LITEBUS - Modular Lightweight Sandwich Bus Concept
Overview
Background & policy context:
Bus manufacturing is a niche market compared with the car market. It is estimated that there are more than 500 000 buses in circulation in EU countries alone. The bus industry uses extensively welded fabrication, which is labour intensive in nature. In order to stay competitive and maintain employment, bus/rail manufacturers will have to produce more attractive products and reduce production costs, thus new concept designs, materials and assembly methods will have to be developed and applied.
Currently there are no buses/coaches or rail rolling stock in the market using the design concepts and composite sandwich materials developed within the LITEBUS project.
The project aimed to explore the potential benefits offered by integrated composite sandwich material in passenger buses/coaches as a case study for other potential applications in trains, ships, trucks, cars, vans, etc.
The new vehicle concept was benchmarked with current steel vehicles through a life cycle analysis (LCA) in order to implement the new Integrated Product Policy (IPP) principles, leading to a more environmentally friendly vehicle.
Objectives:
The main objectives of the project were:
- to solve the problem of reducing weight and production costs of land transport vehicles through the development of a technology of modular bus/coach construction, using 'all composite' multimaterial sandwich panels instead of a steel/aluminium spaceframe lined with sheets of different materials (metallic or non-metallic);
- to devise design methodologies that decrease production lead time through reducing the number of components and functional integration, and allowing for dismantling, easy repair and recycling;
- to develop high quality urban transport;
- to contribute to the shifting of balance between modes of transport;
- to contribute to improved road safety;
- to contribute to improved quality in the road transport sector.
Methodology:
The work plan was divided into several tasks that cover the development of a novel modular architecture of a bus structure based on composite sandwich materials.

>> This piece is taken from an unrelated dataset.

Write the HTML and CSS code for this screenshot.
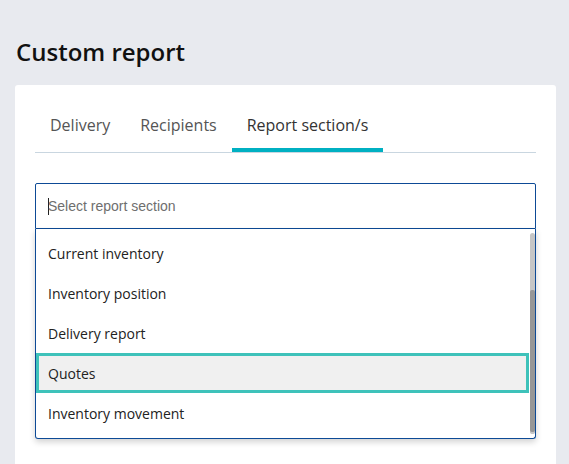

The following aspects were investigated:
- development of new vehicle architecture, based on modularity guidelines;
- study of concepts of sandwich materials available in the market or produced in other EU-funded projects, comparison of their properties with requirements of stiffness, crashworthiness and manufacturability for bus and rail, and study of the possible processing methods and select the most applicable processes for large structural components;
- provision of a validated and safe design technology for joining sandwich panels, fibre-reinforced composite sheets and metallic inserts;
- development of numerical models based on FEM to analyse the static, dynamic and modal behaviour of the body of the vehicle in order to guarantee that the 'all composite body-in-white' of the vehicle has the same flexural and torsional stiffness and modal behaviour of state-of-the-art metallic bodies;
- demonstration of the crashworthiness of the concept vehicle and ensure that the bus structure meets the requirements of the European Directives and regulations (rollover, seat and belt anchorages);
- development of lifetime prediction techniques for the sandwich structural concepts developed in the project;
- production of a design which minimises the total whole-life cost of the vehicle;
- validation of the concepts developed experimentally through the testing of a bodywork cell section.